--- Material provided ---

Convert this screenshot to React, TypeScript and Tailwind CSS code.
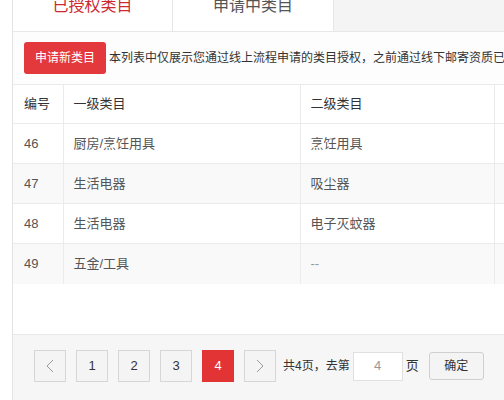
import React from "react";

const rows = [
  { id: 46, first: "厨房/烹饪用具", second: "烹饪用具" },
  { id: 47, first: "生活电器", second: "吸尘器" },
  { id: 48, first: "生活电器", second: "电子灭蚊器" },
  { id: 49, first: "五金/工具", second: "--" },
];

function Chevron({ dir }: { dir: "left" | "right" }) {
  return (
    <svg width="8" height="14" viewBox="0 0 8 14" fill="none">
      <polyline
        points={dir === "left" ? "7,1 1,7 7,13" : "1,1 7,7 1,13"}
        stroke="#9a9a9a"
        strokeWidth="1"
      />
    </svg>
  );
}

export default function App() {
  return (
    <div
      className="flex w-[504px] h-[400px] bg-white overflow-hidden text-[#333]"
      style={{ fontFamily: '"Liberation Sans", "Noto Sans CJK SC", sans-serif' }}
    >
      {/* left gutter */}
      <div className="w-[12px] shrink-0 bg-white" />

      {/* Panel */}
      <div className="flex flex-col flex-1 min-w-0 border-l border-[#e3e3e3] overflow-hidden">
        {/* Tabs */}
        <div className="flex h-[32px] shrink-0 bg-[#f4f4f4] border-b border-[#e8e8e8]">
          <div className="w-[160px] bg-white border-r border-[#e6e6e6] text-center text-[16px] leading-[12px] text-[#cc2a2f]">
            已授权类目
          </div>
          <div className="w-[161px] bg-white border-r border-[#e6e6e6] text-center text-[16px] leading-[12px] text-[#555]">
            申请中类目
          </div>
        </div>

        {/* Toolbar */}
        <div className="flex items-center px-[11px] pt-[10px] pb-[10px] bg-[#fdfdfd] whitespace-nowrap">
          <button className="w-[82px] h-[32px] shrink-0 rounded-[3px] bg-[#e4393c] text-white text-[12px]">
            申请新类目
          </button>
          <span className="ml-[3px] text-[12px] text-[#333]">
            本列表中仅展示您通过线上流程申请的类目授权，之前通过线下邮寄资质已获得的类目授权请在此处查看
          </span>
        </div>

        {/* Table */}
        <div className="h-[250px] shrink-0 bg-white">
          <table className="table-fixed w-[600px] border-collapse text-[13px]">
            <colgroup>
              <col className="w-[50px]" />
              <col className="w-[237px]" />
              <col className="w-[194px]" />
              <col />
            </colgroup>
            <thead>
              <tr className="h-[39px] border-y border-[#ebebeb] bg-white">
                <th className="pl-[11px] text-left font-normal border-r border-[#ebebeb]">编号</th>
                <th className="pl-[10px] text-left font-normal border-r border-[#ebebeb]">一级类目</th>
                <th className="pl-[10px] text-left font-normal border-r border-[#ebebeb]">二级类目</th>
                <th className="pl-[10px] text-left font-normal">操作</th>
              </tr>
            </thead>
            <tbody>
              {rows.map((r, i) => (
                <tr
                  key={r.id}
                  className={`h-[40px] ${i < rows.length - 1 ? "border-b border-[#ebebeb]" : ""} ${
                    i % 2 === 1 ? "bg-[#f9f9f9]" : "bg-white"
                  }`}
                >
                  <td className="pl-[11px] border-r border-[#ebebeb] text-[#555]">{r.id}</td>
                  <td className="pl-[10px] border-r border-[#ebebeb] text-[#555]">{r.first}</td>
                  <td className={`pl-[10px] border-r border-[#ebebeb] ${r.second === "--" ? "text-[#999]" : "text-[#555]"}`}>
                    {r.second}
                  </td>
                  <td className="pl-[10px]" />
                </tr>
              ))}
            </tbody>
          </table>
        </div>

        {/* Pagination */}
        <div className="flex-1 bg-[#f6f6f6] border-t border-[#e9e9e9] pl-[21px] pt-[15px] whitespace-nowrap">
          <div className="flex items-center">
            <div className="flex items-center gap-[10px]">
              <button className="w-[32px] h-[32px] flex items-center justify-center border border-[#d6d6d6] bg-[#f4f4f4]">
                <Chevron dir="left" />
              </button>
              {[1, 2, 3].map((n) => (
                <button
                  key={n}
                  className="w-[32px] h-[32px] flex items-center justify-center border border-[#d6d6d6] bg-[#f4f4f4] text-[13px] text-[#333]"
                >
                  {n}
                </button>
              ))}
              <button className="w-[32px] h-[32px] flex items-center justify-center bg-[#e23434] text-[13px] text-white">
                4
              </button>
              <button className="w-[32px] h-[32px] flex items-center justify-center border border-[#d6d6d6] bg-[#f4f4f4]">
                <Chevron dir="right" />
              </button>
            </div>
            <span className="ml-[7px] text-[12px] text-[#333]">共4页，去第</span>
            <div className="ml-[3px] w-[50px] h-[29px] flex items-center justify-center bg-white border border-[#e0e0e0] text-[13px] text-[#999]">
              4
            </div>
            <span className="ml-[3px] text-[13px] text-[#333]">页</span>
            <button className="ml-[10px] w-[55px] h-[28px] rounded-[3px] border border-[#d0d0d0] bg-[#f4f4f4] text-[12px] text-[#333]">
              确定
            </button>
          </div>
        </div>
      </div>
    </div>
  );
}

---

The material above holds pictures; copy everything else in it exactly.

Convert this screenshot to React, TypeScript and Tailwind CSS code.
import React from "react";

const rows = [
  { id: 46, first: "厨房/烹饪用具", second: "烹饪用具" },
  { id: 47, first: "生活电器", second: "吸尘器" },
  { id: 48, first: "生活电器", second: "电子灭蚊器" },
  { id: 49, first: "五金/工具", second: "--" },
];

function Chevron({ dir }: { dir: "left" | "right" }) {
  return (
    <svg width="8" height="14" viewBox="0 0 8 14" fill="none">
      <polyline
        points={dir === "left" ? "7,1 1,7 7,13" : "1,1 7,7 1,13"}
        stroke="#9a9a9a"
        strokeWidth="1"
      />
    </svg>
  );
}

export default function App() {
  return (
    <div
      className="flex w-[504px] h-[400px] bg-white overflow-hidden text-[#333]"
      style={{ fontFamily: '"Liberation Sans", "Noto Sans CJK SC", sans-serif' }}
    >
      {/* left gutter */}
      <div className="w-[12px] shrink-0 bg-white" />

      {/* Panel */}
      <div className="flex flex-col flex-1 min-w-0 border-l border-[#e3e3e3] overflow-hidden">
        {/* Tabs */}
        <div className="flex h-[32px] shrink-0 bg-[#f4f4f4] border-b border-[#e8e8e8]">
          <div className="w-[160px] bg-white border-r border-[#e6e6e6] text-center text-[16px] leading-[12px] text-[#cc2a2f]">
            已授权类目
          </div>
          <div className="w-[161px] bg-white border-r border-[#e6e6e6] text-center text-[16px] leading-[12px] text-[#555]">
            申请中类目
          </div>
        </div>

        {/* Toolbar */}
        <div className="flex items-center px-[11px] pt-[10px] pb-[10px] bg-[#fdfdfd] whitespace-nowrap">
          <button className="w-[82px] h-[32px] shrink-0 rounded-[3px] bg-[#e4393c] text-white text-[12px]">
            申请新类目
          </button>
          <span className="ml-[3px] text-[12px] text-[#333]">
            本列表中仅展示您通过线上流程申请的类目授权，之前通过线下邮寄资质已获得的类目授权请在此处查看
          </span>
        </div>

        {/* Table */}
        <div className="h-[250px] shrink-0 bg-white">
          <table className="table-fixed w-[600px] border-collapse text-[13px]">
            <colgroup>
              <col className="w-[50px]" />
              <col className="w-[237px]" />
              <col className="w-[194px]" />
              <col />
            </colgroup>
            <thead>
              <tr className="h-[39px] border-y border-[#ebebeb] bg-white">
                <th className="pl-[11px] text-left font-normal border-r border-[#ebebeb]">编号</th>
                <th className="pl-[10px] text-left font-normal border-r border-[#ebebeb]">一级类目</th>
                <th className="pl-[10px] text-left font-normal border-r border-[#ebebeb]">二级类目</th>
                <th className="pl-[10px] text-left font-normal">操作</th>
              </tr>
            </thead>
            <tbody>
              {rows.map((r, i) => (
                <tr
                  key={r.id}
                  className={`h-[40px] ${i < rows.length - 1 ? "border-b border-[#ebebeb]" : ""} ${
                    i % 2 === 1 ? "bg-[#f9f9f9]" : "bg-white"
                  }`}
                >
                  <td className="pl-[11px] border-r border-[#ebebeb] text-[#555]">{r.id}</td>
                  <td className="pl-[10px] border-r border-[#ebebeb] text-[#555]">{r.first}</td>
                  <td className={`pl-[10px] border-r border-[#ebebeb] ${r.second === "--" ? "text-[#999]" : "text-[#555]"}`}>
                    {r.second}
                  </td>
                  <td className="pl-[10px]" />
                </tr>
              ))}
            </tbody>
          </table>
        </div>

        {/* Pagination */}
        <div className="flex-1 bg-[#f6f6f6] border-t border-[#e9e9e9] pl-[21px] pt-[15px] whitespace-nowrap">
          <div className="flex items-center">
            <div className="flex items-center gap-[10px]">
              <button className="w-[32px] h-[32px] flex items-center justify-center border border-[#d6d6d6] bg-[#f4f4f4]">
                <Chevron dir="left" />
              </button>
              {[1, 2, 3].map((n) => (
                <button
                  key={n}
                  className="w-[32px] h-[32px] flex items-center justify-center border border-[#d6d6d6] bg-[#f4f4f4] text-[13px] text-[#333]"
                >
                  {n}
                </button>
              ))}
              <button className="w-[32px] h-[32px] flex items-center justify-center bg-[#e23434] text-[13px] text-white">
                4
              </button>
              <button className="w-[32px] h-[32px] flex items-center justify-center border border-[#d6d6d6] bg-[#f4f4f4]">
                <Chevron dir="right" />
              </button>
            </div>
            <span className="ml-[7px] text-[12px] text-[#333]">共4页，去第</span>
            <div className="ml-[3px] w-[50px] h-[29px] flex items-center justify-center bg-white border border-[#e0e0e0] text-[13px] text-[#999]">
              4
            </div>
            <span className="ml-[3px] text-[13px] text-[#333]">页</span>
            <button className="ml-[10px] w-[55px] h-[28px] rounded-[3px] border border-[#d0d0d0] bg-[#f4f4f4] text-[12px] text-[#333]">
              确定
            </button>
          </div>
        </div>
      </div>
    </div>
  );
}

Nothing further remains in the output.